At one time, there was an audience for this kind of stuff.
Australia’s Mad Max (1979) paved the way for Max Mad 2: The Road Warrior (1981), a vastly more commercially driven sequel than the original. What happened after that? Well, Hollywood got into the act, and Warner Bros. inevitably gave us Mad Max Beyond Thunderdome (1985), a boilerplate sequel that pretty much remade the second film but included a tribe of lost kids in order to make Max a bit more kid-friendly. What did we learn from this evolution? What I took from it was that the closer and closer exploitation got to the studio system the less and less interesting its characters became. By the time Tina Turner suited up as ‘Auntie Entity,’ the Tinseltown cartel sucked what made Max worth following on a road trip into oblivion.

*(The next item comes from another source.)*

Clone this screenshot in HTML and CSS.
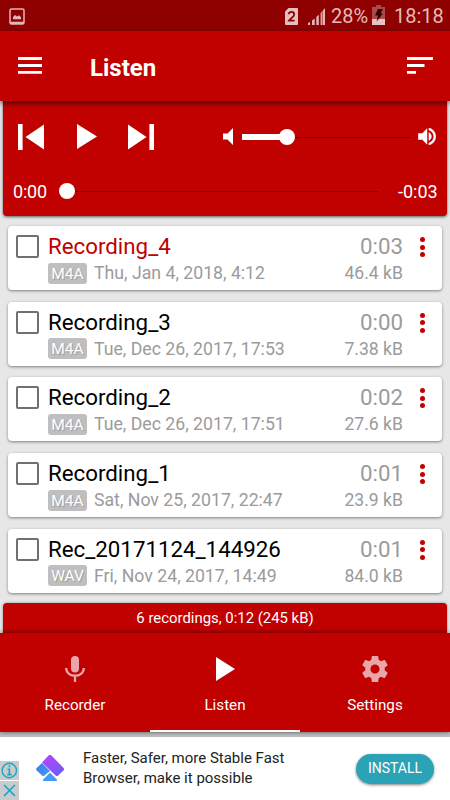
FILE: index.html
```html
<!DOCTYPE html>
<html lang="en">
<head>
<meta charset="utf-8">
<title>Listen</title>
<link rel="stylesheet" href="styles.css">
</head>
<body>
<div class="screen">
  <header class="status">
    <svg class="status-shot" width="16" height="17" viewBox="0 0 16 17"><rect x="1" y="1" width="14" height="15" rx="1.5" fill="none" stroke="#e2b6b6" stroke-width="1.5"/><path d="M1 13.800h14V16H1zM4 11.300V9l2-2 2 1.500 2-1.200 2 2v2z" fill="#e2b6b6"/></svg>
    <svg width="13" height="17" viewBox="0 0 13 17"><path d="M3.500 0H12a1 1 0 0 1 1 1v15a1 1 0 0 1-1 1H1a1 1 0 0 1-1-1V3.500z" fill="#e8bfbf"/><path d="M3.700 6.200C3.700 3.200 9.200 3.200 9.200 6.400 9.200 8.500 6 10 4.100 12.600h5.500" fill="none" stroke="#8f0000" stroke-width="1.8"/></svg>
    <svg class="status-signal" width="17" height="17" viewBox="0 0 17 17" fill="#e2b6b6"><path d="M0 17v-2l2-1v3zM4 12.500l2.700-2V17H4zM8.300 9l2.500-2.300V17H8.300zM12.600 5 17 0v17h-4.400z"/><path d="M14.300 0v17" stroke="#8f0000" stroke-width=".6"/></svg>
    <span class="status-percent">28%</span>
    <svg class="status-battery" width="13" height="20" viewBox="0 0 13 20"><path d="M4 0h5v2h4v18H0V2h4z" fill="#ae4949"/><path d="M0 14h13v6H0z" fill="#e9c3c3"/><path d="M6 4h5L8.500 8.500H11L4.500 16.500l1.500-6H3z" fill="#300"/></svg>
    <span class="status-clock">18:18</span>
  </header>
  <div class="appbar">
    <svg width="24" height="17" viewBox="0 0 24 17"><path d="M0 1.500h24M0 8.500h24M0 15.300h24" stroke="#fff" stroke-width="2.800"/></svg>
    <h1>Listen</h1>
    <svg width="26" height="17" viewBox="0 0 26 17"><path d="M0 1.500h26M0 8.500h17.500M0 15.300h9" stroke="#fff" stroke-width="2.800"/></svg>
  </div>
  <main>
    <section class="player">
      <div class="controls">
        <svg width="26" height="26" viewBox="0 0 26 26" fill="#fff"><path d="M0 0h4.600v26H0zM26 .5v25L7.500 13z"/></svg>
        <svg class="play" width="20" height="25" viewBox="0 0 20 25" fill="#fff"><path d="M0 0v25l20-12.500z"/></svg>
        <svg class="next" width="26" height="26" viewBox="0 0 26 26" fill="#fff"><path d="M21.400 0H26v26h-4.600zM0 .5v25L18.500 13z"/></svg>
        <svg class="vol-low" width="10" height="17" viewBox="0 0 10 17" fill="#fff"><path d="M0 5.500h4.500L10 0v17l-5.500-5.500H0z"/></svg>
        <div class="slider volume"><i class="fill"></i><b class="thumb"></b></div>
        <svg class="vol-high" width="18" height="17" viewBox="3 3.200 18 17.600" fill="#fff" stroke="#fff" stroke-width=".5"><path d="M3 9v6h4l5 5V4L7 9H3zm13.500 3c0-1.770-1.020-3.290-2.500-4.030v8.050c1.480-.73 2.500-2.250 2.500-4.020zM14 3.230v2.060c2.890.86 5 3.540 5 6.710s-2.110 5.850-5 6.710v2.060c4.010-.91 7-4.490 7-8.770s-2.990-7.860-7-8.770z"/></svg>
      </div>
      <div class="progress">
        <span class="elapsed">0:00</span>
        <div class="slider seek"><b class="thumb"></b></div>
        <span class="remaining">-0:03</span>
      </div>
    </section>
    <section class="list">
      <article class="card">
        <i class="check"></i>
        <div class="info"><div class="name active">Recording_4</div><div class="meta"><span class="tag">M4A</span><span class="date">Thu, Jan 4, 2018, 4:12</span></div></div>
        <div class="stats"><div class="length">0:03</div><div class="size">46.4 kB</div></div>
        <div class="more"><i></i><i></i><i></i></div>
      </article>
      <article class="card">
        <i class="check"></i>
        <div class="info"><div class="name">Recording_3</div><div class="meta"><span class="tag">M4A</span><span class="date">Tue, Dec 26, 2017, 17:53</span></div></div>
        <div class="stats"><div class="length">0:00</div><div class="size">7.38 kB</div></div>
        <div class="more"><i></i><i></i><i></i></div>
      </article>
      <article class="card">
        <i class="check"></i>
        <div class="info"><div class="name">Recording_2</div><div class="meta"><span class="tag">M4A</span><span class="date">Tue, Dec 26, 2017, 17:51</span></div></div>
        <div class="stats"><div class="length">0:02</div><div class="size">27.6 kB</div></div>
        <div class="more"><i></i><i></i><i></i></div>
      </article>
      <article class="card">
        <i class="check"></i>
        <div class="info"><div class="name">Recording_1</div><div class="meta"><span class="tag">M4A</span><span class="date">Sat, Nov 25, 2017, 22:47</span></div></div>
        <div class="stats"><div class="length">0:01</div><div class="size">23.9 kB</div></div>
        <div class="more"><i></i><i></i><i></i></div>
      </article>
      <article class="card">
        <i class="check"></i>
        <div class="info"><div class="name">Rec_20171124_144926</div><div class="meta"><span class="tag">WAV</span><span class="date">Fri, Nov 24, 2017, 14:49</span></div></div>
        <div class="stats"><div class="length">0:01</div><div class="size">84.0 kB</div></div>
        <div class="more"><i></i><i></i><i></i></div>
      </article>
    </section>
    <div class="summary">6 recordings, 0:12 (245 kB)</div>
  </main>
  <nav class="tabs">
    <div class="tab">
      <svg width="20" height="26" viewBox="0 0 20 26"><rect x="6" y="0" width="8" height="16.500" rx="4" fill="#eaa5a8"/><path d="M1.200 12c0 10.300 17.600 10.300 17.600 0M10 20v6" fill="none" stroke="#eaa5a8" stroke-width="2.300"/></svg>
      <span>Recorder</span>
    </div>
    <div class="tab selected">
      <svg width="19" height="24" viewBox="0 0 19 24" fill="#fff"><path d="M0 0v24l19-12z"/></svg>
      <span>Listen</span>
    </div>
    <div class="tab">
      <svg width="26" height="26" viewBox="2 2 20 20" fill="#eaa5a8"><path d="M19.430 12.980c.04-.32.07-.64.07-.98s-.03-.66-.07-.98l2.110-1.650c.19-.15.24-.42.12-.64l-2-3.460c-.12-.22-.39-.3-.61-.22l-2.490 1c-.52-.4-1.080-.73-1.690-.98l-.38-2.650C14.460 2.180 14.250 2 14 2h-4c-.25 0-.46.18-.49.42l-.38 2.650c-.61.25-1.170.59-1.690.98l-2.490-1c-.23-.09-.49 0-.61.22l-2 3.460c-.13.22-.07.49.12.64l2.110 1.650c-.04.32-.07.65-.07.98s.03.66.07.98l-2.110 1.650c-.19.15-.24.42-.12.64l2 3.460c.12.22.39.3.61.22l2.490-1c.52.4 1.080.73 1.690.98l.38 2.650c.03.24.24.42.49.42h4c.25 0 .46-.18.49-.42l.38-2.650c.61-.25 1.170-.59 1.690-.98l2.490 1c.23.09.49 0 .61-.22l2-3.460c.12-.22.07-.49-.12-.64l-2.110-1.650zM12 15.500c-1.930 0-3.500-1.570-3.500-3.500s1.570-3.500 3.500-3.500 3.500 1.570 3.500 3.500-1.570 3.500-3.500 3.500z"/></svg>
      <span>Settings</span>
    </div>
  </nav>
  <aside class="ad">
    <div class="ad-choices">
      <svg width="19" height="19" viewBox="0 0 19 19" fill="none" stroke="#12a9cb"><circle cx="9.300" cy="9.500" r="7.200" stroke-width="1.400"/><path d="M9.400 4.300v2M7.500 8.200h1.900v5.500M7.200 13.600h4.500" stroke-width="1.600"/></svg>
      <svg width="19" height="19" viewBox="0 0 19 19" fill="none" stroke="#12a9cb"><path d="m4 4 11 11M15 4 4 15" stroke-width="1.700"/></svg>
    </div>
    <svg class="ad-logo" width="28" height="27" viewBox="0 0 28 27">
      <defs><linearGradient id="violet" x1=".3" y1="0" x2=".8" y2="1"><stop offset="0" stop-color="#b544fb"/><stop offset="1" stop-color="#6c5cf5"/></linearGradient><linearGradient id="blue" x1="0" y1="0" x2="1" y2="1"><stop offset="0" stop-color="#3b7be4"/><stop offset="1" stop-color="#449df8"/></linearGradient></defs>
      <path d="M6 8 14 16 8.500 20.500a2 2 0 0 1-2.500 0L.7 15.600a2 2 0 0 1 0-2.700z" fill="url(#blue)"/>
      <path d="M12.500.6a2 2 0 0 1 3 0l11.900 12.200a2 2 0 0 1 0 2.800l-5.200 4.800a2 2 0 0 1-2.600 0L6 7.600z" fill="url(#violet)"/>
      <path d="M14 17.500 20.800 24.500q1 1.500-.8 1.500H8q-1.800 0-.8-1.500z" fill="#449bf5"/>
    </svg>
    <p>Faster, Safer, more Stable Fast<br>Browser, make it possible</p>
    <div class="install">INSTALL</div>
  </aside>
</div>
</body>
</html>
```

FILE: styles.css
```css
* { box-sizing: border-box; }
body { margin: 0; font-family: Roboto, sans-serif; }
svg { display: block; flex: none; }
.screen { width: 450px; height: 800px; overflow: hidden; display: flex; flex-direction: column; background: #e7e7e7; }

.status { height: 31px; flex: none; display: flex; align-items: center; padding: 1px 7px 0 9px; background: #8f0000; color: #e4baba; font-size: 20px; }
.status-shot { margin-right: auto; }
.status-signal { margin-left: 10px; }
.status-percent { width: 37px; margin-left: 6px; }
.status-battery { margin: -2px 0 0 4px; }
.status-clock { width: 49px; margin-left: 9px; }

.appbar { position: relative; z-index: 2; height: 70px; flex: none; display: flex; align-items: center; padding: 0 17px 0 18px; background: #c10000; box-shadow: 0 2px 5px rgba(0,0,0,.65); }
.appbar svg { margin-top: -1px; }
.appbar h1 { flex: 1; margin: 3px 0 0 48px; color: #fff; font-size: 24px; line-height: 28px; font-weight: 700; }

main { height: 532px; flex: none; display: flex; flex-direction: column; padding: 0 3px; }
.player { height: 115px; flex: none; background: #c10000; color: #fff; border-radius: 0 0 4px 4px; box-shadow: 0 1px 3px rgba(0,0,0,.6); }
.controls { height: 71px; display: flex; align-items: center; padding: 0 11px 0 15px; }
.play { margin-left: 33px; }
.next { margin-left: 31px; }
.vol-low { margin-left: 69px; }
.vol-high { margin-left: 8px; }
.slider { position: relative; height: 16px; background: linear-gradient(#6b0000, #6b0000) 0 8px / 100% 1px no-repeat; }
.slider .thumb { position: absolute; top: 0; left: 0; width: 16px; height: 16px; border-radius: 50%; background: #fff; }
.volume { width: 168px; margin-left: 9px; }
.volume .fill { position: absolute; left: 0; top: 5px; width: 40px; height: 6px; background: #fff; }
.volume .thumb { left: 37px; }
.progress { display: flex; align-items: center; height: 38px; padding: 0 10px; font-size: 18px; }
.elapsed { width: 34px; letter-spacing: -.2px; }
.seek { flex: 1; margin: 0 20px 0 12px; }
.remaining { width: 39px; }

.list { display: flex; flex-direction: column; gap: 11.700px; padding: 10px 5px 0; }
.card { display: flex; height: 64px; padding: 6px 17px 0 8px; background: #fff; border-radius: 4px; box-shadow: 0 1px 3px rgba(0,0,0,.45); }
.check { width: 23px; height: 23px; margin-top: 3px; border: 2px solid #707070; border-radius: 2px; }
.info { flex: 1; margin-left: 9px; white-space: nowrap; }
.name, .length { font-size: 22.300px; line-height: 28px; }
.name { color: #000; }
.name.active { color: #c10000; }
.meta { display: flex; align-items: center; height: 22px; margin-top: 2px; font-size: 17.700px; color: #9b9b9b; }
.tag { width: 39px; height: 21px; border-radius: 3px; background: #bfbfbf; color: #fff; font-size: 15.500px; line-height: 22px; text-align: center; text-shadow: 1px 1px 1px rgba(0,0,0,.2); }
.date { margin-left: 7px; }
.stats { text-align: right; color: #9b9b9b; }
.size { margin-top: 2px; font-size: 17.600px; line-height: 22px; }
.more { display: flex; flex-direction: column; gap: 2.500px; margin: 5px 0 0 17px; }
.more i { width: 5px; height: 5px; border-radius: 50%; background: #c10000; }

.summary { margin-top: auto; height: 30px; background: #c10000; color: #fff; border-radius: 4px 4px 0 0; box-shadow: 0 0 3px rgba(0,0,0,.4); font-size: 14.900px; line-height: 31px; text-align: center; }

.tabs { position: relative; z-index: 2; height: 99px; flex: none; display: flex; background: #c10000; color: #fff; box-shadow: 0 0 5px rgba(0,0,0,.6); }
.tab { flex: 1; display: flex; flex-direction: column; align-items: center; padding-top: 23px; font-size: 15.200px; line-height: 20px; }
.tab svg { height: 26px; }
.tab span { margin-top: 13px; }
.tab.selected { border-bottom: 2px solid #fff; }

.ad { flex: 1; display: flex; background: #fff; border-top: 5px solid #c2c2c2; }
.ad-choices { align-self: flex-end; display: grid; gap: 1px; }
.ad-choices svg { background: #cbcbcb; }
.ad-logo { margin: 18px 0 0 17px; }
.ad p { margin: 11px 0 0 19px; flex: 1; color: #222; font-size: 15px; line-height: 20px; }
.install { width: 78px; height: 30px; margin: 17px 16px 0 0; border-radius: 15px; background: #2ba3b6; color: #fff; font-size: 14px; line-height: 29px; text-align: center; box-shadow: 0 1px 3px rgba(0,0,0,.5); }
```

So, yes, Spare Parts is a throwback to a time when films didn’t have to try so hard and were only interested in creating what spectacle they could with blood, guts, and maybe a bit of welcome feminine wiles. It’s violent. It’s dumb. It’s predictable. It’s derivative. It’s not gonna win any Academy Award or Golden Globe. It’s misogynistic and, somehow, equally empowering. I suspect its audience already knows that going in … but they’ll watch it anyway.
Just like I did when I was a kid.
Just like I do as an adult.
Still, I’m glad I grew up when I did.
(Mildly) Recommended. Hey, look … honestly, a title like Spare Parts (2020) is clearly about forty years past its prime, and I say this knowing that the very best of the very best B-Movies came out of the 1980’s. Its narrative? Its characters? Its love of blood and gore? Well, if there’s a timelessness to B-Movies, then even this might eventually find an audience. Stranger things have happened. There’s a fabulous scene in its set-up involving a wheelbarrow of severed limbs that’s damn genius, even. Its single greatest drawback? So far as I’m concerned, it really brought nothing new to the table … except, maybe, a few pretty faces. Here’s looking at you, ladies.
In the interests of fairness, I’m pleased to disclose that the fine folks at RLJE Films provided me with a complimentary DVD of Spare Parts by request for the expressed purposes of completing this review; and their contribution to me in no way, shape, or form influenced my opinion of it.